Here’s why, in a quote, the speculators have won:
“It sounds like there's going to be a giant dumpster for illiquid assets,'” said Mirko Mikelic, senior portfolio manager at Fifth Third Asset Management in Grand Rapids, Michigan, which oversees $22 billion in assets. “It brings up the more troubling question of whether the U.S. government is big enough to take on this whole problem, relative” to the size of the American economy, he said.
If SENATOR Barack Obama signs off on Congressional approval for whatever plan Paulson pushes without attaching major new regulatory requirements, and not just powers, we’ll know that Goldman Sachs’ money has done its job well.

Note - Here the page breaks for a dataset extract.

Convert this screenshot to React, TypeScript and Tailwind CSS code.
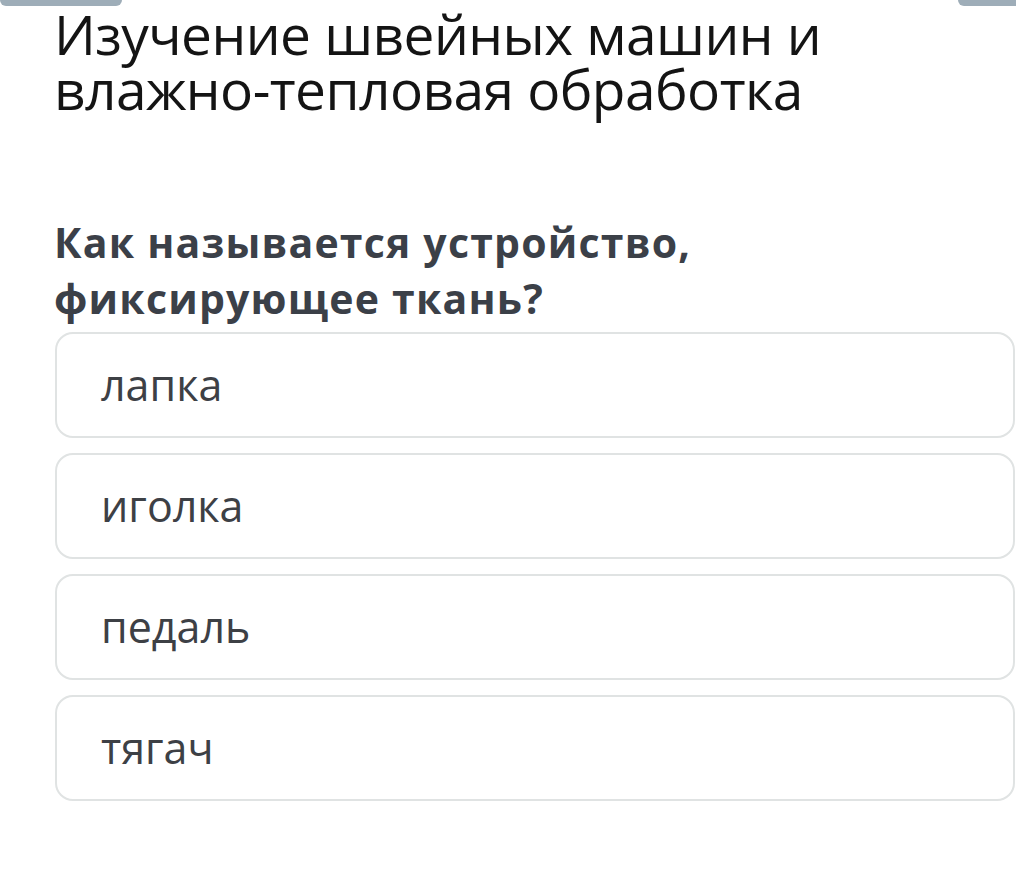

Oh, via BizJournals, let’s not forget that Obama GOP backer Jim Leach was one of the sponsors of suddenly-radioactive 1999 Gramm-Leach-Bliley Act. Also, both Clnton’s then-Treasury Secretary Robert Rubin, who pushed hard for it, and his predecessor, Larry Summers, are Obama advisors, McCain’s camp alleges.
Also, given the budget impact of this, there had better be an income tax surtax on some rich individuals and some rich corporations in this field, along with changes in tax code.
Charles Schumer, I mean, I want your personal Yes vote for taxing hedge fund managers’ income as income.
In reality, though, I’ll bet you at 50-50 odds that Congress buys this crap in a bill without attaching significant new regulatory requirements, not just powers, to the bailout.
The House and Senate vote will be largely “bipartisan,” too. Probably a bipartisan whitewash.
You heard it here first. More tomorrow, and I’ll throw some economic odds-making in this week’s Intrade.